Leslie Wagner-Wilson, who also survived, later found out that her mother, sister, brother and husband, who was one of Jones' bodyguards, were all dead.
"Obviously, he didn't have the guts to drink the poison that he made everybody else drink, so he was shot, which I think is just a chicken's way out," said Laura Johnston Kohl, a former Peoples Temple member who had been in the capital city of Georgetown with Jones' sons, Jim Jones, Jr. and Stephan Jones, for a church basketball game tournament on the day of the massacre.
Upon learning of the massacre after the fact, both Jim Jones, Jr., and Stephan Jones said they were devastated. Stephan Jones has since written several essays about his father and Jonestown.
"Life’s over as I know it, what I believed in ... who I loved ... I was stripped bare naked," said Jim Jones, Jr. "I had nothing. Absolutely nothing."

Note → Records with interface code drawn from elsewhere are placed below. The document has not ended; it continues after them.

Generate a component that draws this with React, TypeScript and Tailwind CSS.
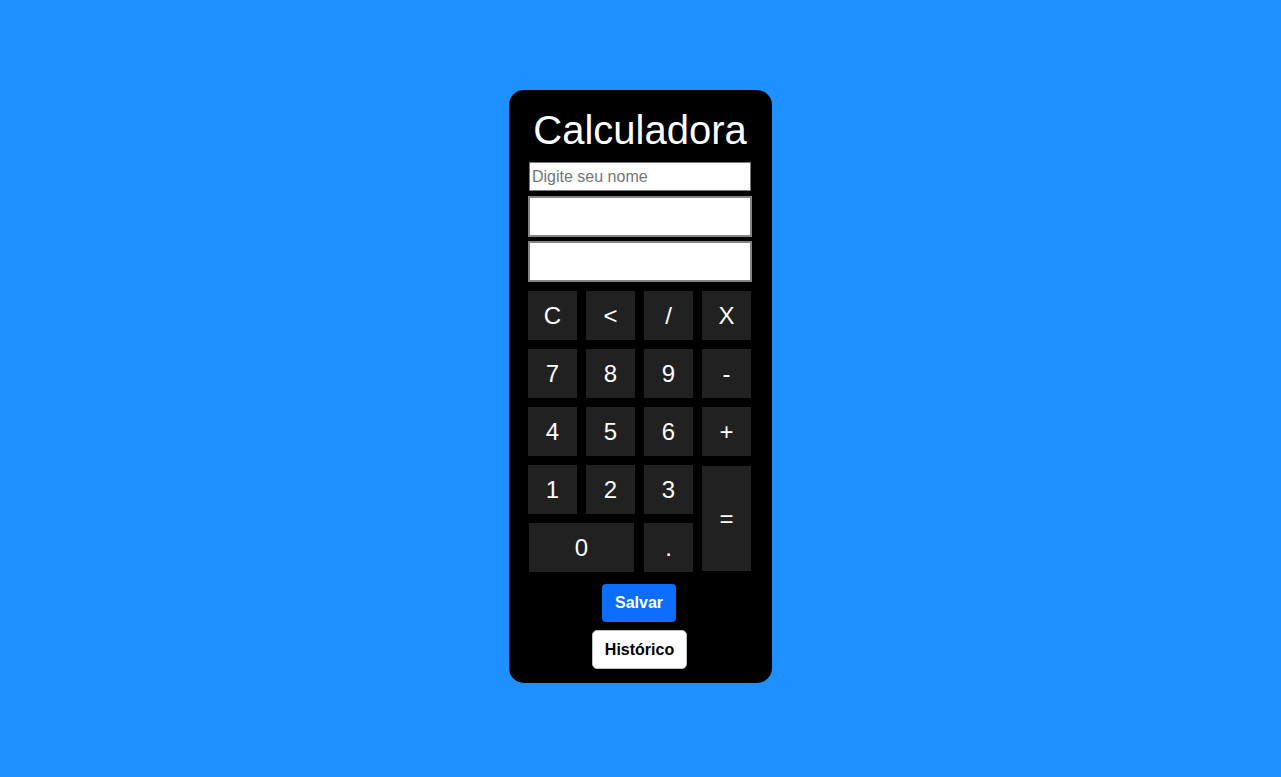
import { useState } from "react";

const keys: { label: string; className?: string }[] = [
  { label: "C" },
  { label: "<" },
  { label: "/" },
  { label: "X" },
  { label: "7" },
  { label: "8" },
  { label: "9" },
  { label: "-" },
  { label: "4" },
  { label: "5" },
  { label: "6" },
  { label: "+" },
  { label: "1" },
  { label: "2" },
  { label: "3" },
  { label: "=", className: "row-span-2 my-[1px]" },
  { label: "0", className: "col-span-2 mx-[1px]" },
  { label: "." },
];

export default function App() {
  const [nome, setNome] = useState("");

  return (
    <div
      className="min-h-screen w-full bg-[#1e90ff] flex justify-center pt-[90px]"
      style={{ fontFamily: '"Liberation Sans", Arial, sans-serif' }}
    >
      {/* Card */}
      <div className="w-[263px] h-[593px] bg-black rounded-[15px] pl-[19px] pr-[20px] pt-[17px] flex flex-col items-center">
        <h1 className="text-[40px] leading-[46px] text-white">Calculadora</h1>

        <input
          value={nome}
          onChange={(e) => setNome(e.target.value)}
          placeholder="Digite seu nome"
          className="mt-[9px] w-[222px] h-[29px] bg-white border border-[#767676] px-[2px] text-[16px] text-black placeholder:text-[#757575] outline-none"
        />
        <input readOnly className="mt-[5px] w-[224px] h-[41px] bg-white border-2 border-[#858585] outline-none" />
        <input readOnly className="mt-[4px] w-[224px] h-[41px] bg-white border-2 border-[#858585] outline-none" />

        {/* Keypad */}
        <div className="self-start mt-[9px] grid grid-cols-[49px_49px_49px_49px] auto-rows-[49px] gap-[9px]">
          {keys.map((k) => (
            <button
              key={k.label}
              className={`bg-[#212121] text-white text-[24px] flex items-center justify-center ${k.className ?? ""}`}
            >
              {k.label}
            </button>
          ))}
        </div>

        <button className="mt-[12px] mr-[2px] h-[38px] px-[13px] bg-[#0d6efd] text-white text-[16px] font-bold rounded-[4px]">
          Salvar
        </button>
        <button className="mt-[8px] mr-[1px] h-[39px] px-[12px] bg-white text-black text-[16px] font-bold rounded-[5px] border border-[#bdbdbd]">
          Histórico
        </button>
      </div>
    </div>
  );
}
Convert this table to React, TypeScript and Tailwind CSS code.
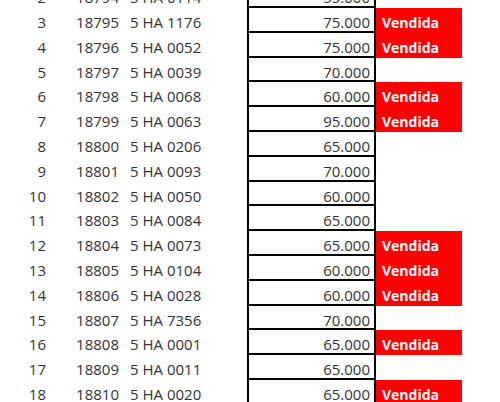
import React from 'react';

const ROWS: [number, string, string, string, boolean][] = [
  [2, '18794', '5 HA 0114', '55.000', false],
  [3, '18795', '5 HA 1176', '75.000', true],
  [4, '18796', '5 HA 0052', '75.000', true],
  [5, '18797', '5 HA 0039', '70.000', false],
  [6, '18798', '5 HA 0068', '60.000', true],
  [7, '18799', '5 HA 0063', '95.000', true],
  [8, '18800', '5 HA 0206', '65.000', false],
  [9, '18801', '5 HA 0093', '70.000', false],
  [10, '18802', '5 HA 0050', '60.000', false],
  [11, '18803', '5 HA 0084', '65.000', false],
  [12, '18804', '5 HA 0073', '65.000', true],
  [13, '18805', '5 HA 0104', '60.000', true],
  [14, '18806', '5 HA 0028', '60.000', true],
  [15, '18807', '5 HA 7356', '70.000', false],
  [16, '18808', '5 HA 0001', '65.000', true],
  [17, '18809', '5 HA 0011', '65.000', false],
  [18, '18810', '5 HA 0020', '65.000', true],
];

export default function App() {
  return (
    <div className="w-[500px] h-[402px] overflow-hidden bg-white text-[#333333] text-[15px] font-['Open_Sans',sans-serif]">
      <div className="flex flex-col mt-[-16.8px]">
        {ROWS.map(([n, code, plate, price, sold]) => (
          <div key={n} className="flex h-[24.8px]">
            <div className="w-[46px] text-right pt-[4px] leading-[21px]">{n}</div>
            <div className="w-[73px] text-right pt-[4px] leading-[21px]">{code}</div>
            <div className="w-[128px] pl-[11px] pt-[4px] leading-[21px]">{plate}</div>
            <div className="w-[129px] h-[24.8px] border-x-2 border-b-2 border-black text-right pr-[4px] pt-[4px] leading-[21px]">
              {price}
            </div>
            {sold ? (
              <div className="w-[86px] bg-[#fe0000] text-white font-bold text-[14px] pl-[6px] pt-[4px] leading-[21px]">
                Vendida
              </div>
            ) : (
              <div className="w-[86px]" />
            )}
          </div>
        ))}
      </div>
    </div>
  );
}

Several days later, members of the press, traveling with the U.S. Army, returned to the compound. Former NBC News correspondent Fred Francis said he wasn’t prepared for the carnage he saw on the ground below.
"The different colored shirts … it was the quilt of the dead," Francis said. "I really had no idea how big this was ... I was thinking in terms of a couple hundred, nobody told me it was 900."

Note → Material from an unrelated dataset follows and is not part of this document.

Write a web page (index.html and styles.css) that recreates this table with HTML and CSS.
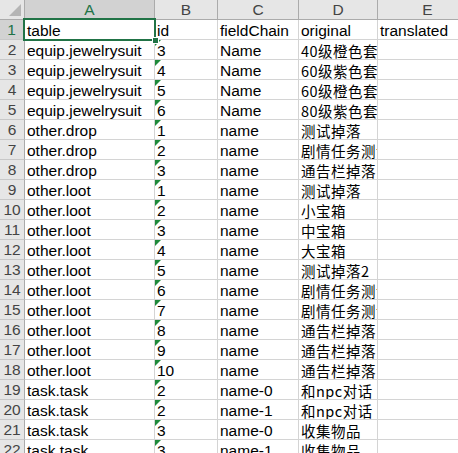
FILE: index.html
```html
<!DOCTYPE html>
<html lang="zh-CN">
<head>
<meta charset="utf-8">
<link rel="stylesheet" href="styles.css">
</head>
<body>
<div class="sheet">
  <div class="grid">
    <div class="hd corner"><span class="tri"></span></div>
    <div class="hd col sel">A</div>
    <div class="hd col">B</div>
    <div class="hd col">C</div>
    <div class="hd col">D</div>
    <div class="hd col">E</div>

    <div class="rh sel">1</div><div class="c a1">table</div><div class="c">id</div><div class="c">fieldChain</div><div class="c">original</div><div class="c">translated</div>
    <div class="rh">2</div><div class="c">equip.jewelrysuit</div><div class="c n">3</div><div class="c">Name</div><div class="c cjk">40级橙色套装</div><div class="c"></div>
    <div class="rh">3</div><div class="c">equip.jewelrysuit</div><div class="c n">4</div><div class="c">Name</div><div class="c cjk">60级紫色套装</div><div class="c"></div>
    <div class="rh">4</div><div class="c">equip.jewelrysuit</div><div class="c n">5</div><div class="c">Name</div><div class="c cjk">60级橙色套装</div><div class="c"></div>
    <div class="rh">5</div><div class="c">equip.jewelrysuit</div><div class="c n">6</div><div class="c">Name</div><div class="c cjk">80级紫色套装</div><div class="c"></div>
    <div class="rh">6</div><div class="c">other.drop</div><div class="c n">1</div><div class="c">name</div><div class="c cjk">测试掉落</div><div class="c"></div>
    <div class="rh">7</div><div class="c">other.drop</div><div class="c n">2</div><div class="c">name</div><div class="c cjk">剧情任务测试</div><div class="c"></div>
    <div class="rh">8</div><div class="c">other.drop</div><div class="c n">3</div><div class="c">name</div><div class="c cjk">通告栏掉落</div><div class="c"></div>
    <div class="rh">9</div><div class="c">other.loot</div><div class="c n">1</div><div class="c">name</div><div class="c cjk">测试掉落</div><div class="c"></div>
    <div class="rh">10</div><div class="c">other.loot</div><div class="c n">2</div><div class="c">name</div><div class="c cjk">小宝箱</div><div class="c"></div>
    <div class="rh">11</div><div class="c">other.loot</div><div class="c n">3</div><div class="c">name</div><div class="c cjk">中宝箱</div><div class="c"></div>
    <div class="rh">12</div><div class="c">other.loot</div><div class="c n">4</div><div class="c">name</div><div class="c cjk">大宝箱</div><div class="c"></div>
    <div class="rh">13</div><div class="c">other.loot</div><div class="c n">5</div><div class="c">name</div><div class="c cjk">测试掉落2</div><div class="c"></div>
    <div class="rh">14</div><div class="c">other.loot</div><div class="c n">6</div><div class="c">name</div><div class="c cjk">剧情任务测试</div><div class="c"></div>
    <div class="rh">15</div><div class="c">other.loot</div><div class="c n">7</div><div class="c">name</div><div class="c cjk">剧情任务测试</div><div class="c"></div>
    <div class="rh">16</div><div class="c">other.loot</div><div class="c n">8</div><div class="c">name</div><div class="c cjk">通告栏掉落</div><div class="c"></div>
    <div class="rh">17</div><div class="c">other.loot</div><div class="c n">9</div><div class="c">name</div><div class="c cjk">通告栏掉落</div><div class="c"></div>
    <div class="rh">18</div><div class="c">other.loot</div><div class="c n">10</div><div class="c">name</div><div class="c cjk">通告栏掉落</div><div class="c"></div>
    <div class="rh">19</div><div class="c">task.task</div><div class="c n">2</div><div class="c">name-0</div><div class="c cjk">和npc对话</div><div class="c"></div>
    <div class="rh">20</div><div class="c">task.task</div><div class="c n">2</div><div class="c">name-1</div><div class="c cjk">和npc对话</div><div class="c"></div>
    <div class="rh">21</div><div class="c">task.task</div><div class="c n">3</div><div class="c">name-0</div><div class="c cjk">收集物品</div><div class="c"></div>
    <div class="rh">22</div><div class="c">task.task</div><div class="c n">3</div><div class="c">name-1</div><div class="c cjk">收集物品</div><div class="c"></div>
  </div>
</div>
</body>
</html>
```

FILE: styles.css
```css
html, body {
  margin: 0;
  padding: 0;
  background: #ffffff;
}
.sheet {
  width: 458px;
  height: 453px;
  overflow: hidden;
}
.grid {
  display: grid;
  grid-template-columns: 25px 130px 63px 81px 79px 100px;
  grid-auto-rows: 20px;
  font-family: "Liberation Sans", Arial, sans-serif;
  font-size: 15.5px;
  color: #000;
}
.hd {
  background: #e6e6e6;
  border-right: 1px solid #ababab;
  border-bottom: 1px solid #ababab;
  box-sizing: border-box;
  color: #444;
  text-align: center;
  line-height: 20px;
  position: relative;
}
.tri {
  position: absolute;
  right: 3px;
  bottom: 3px;
  width: 0;
  height: 0;
  border-left: 12px solid transparent;
  border-bottom: 12px solid #b5b5b5;
}
.hd.sel {
  background: #d2d2d2;
  color: #217346;
  border-bottom: 2px solid #217346;
}
.rh {
  background: #e6e6e6;
  border-right: 1px solid #ababab;
  border-bottom: 1px solid #c8c8c8;
  box-sizing: border-box;
  color: #444;
  text-align: center;
  line-height: 20px;
}
.rh.sel {
  background: #d2d2d2;
  color: #217346;
  border-right: 2px solid #217346;
}
.c {
  border-right: 1px solid #d4d4d4;
  border-bottom: 1px solid #d4d4d4;
  box-sizing: border-box;
  padding: 1px 0 0 2px;
  line-height: 19px;
  white-space: nowrap;
  overflow: hidden;
  position: relative;
}
.cjk {
  font-family: "Noto Sans CJK JP", "Noto Sans CJK SC", sans-serif;
  font-size: 14.5px;
  letter-spacing: 0.5px;
  color: #000;
}
.n::before {
  content: "";
  position: absolute;
  left: 0;
  top: 0;
  width: 0;
  height: 0;
  border-top: 6px solid #1e8a3a;
  border-right: 6px solid transparent;
}
.a1 {
  overflow: visible;
}
.a1::after {
  content: "";
  position: absolute;
  left: -2px;
  top: -2px;
  right: -2px;
  bottom: -2px;
  border: 2px solid #217346;
  pointer-events: none;
}
.a1::before {
  content: "";
  position: absolute;
  right: -5px;
  bottom: -5px;
  width: 5px;
  height: 5px;
  background: #217346;
  border: 1px solid #fff;
  z-index: 2;
}
```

"I had covered a lot of war ... seen a lot of death," Francis continued. "But nothing prepares you for walking hundreds and hundreds of feet, with so many children dead next to their parents holding their hands."
Carter was one of a few survivors who returned to the compound to help identify the bodies. He and other former Peoples Temple members are still haunted by what happened at Jonestown, and how powerless they were to stop it.
"The reality is that it was not some giant, 'Let's get together and die for Jim Jones moment,'" Carter said. "It was exactly the opposite. That was my experience. What happened in Jonestown was murder."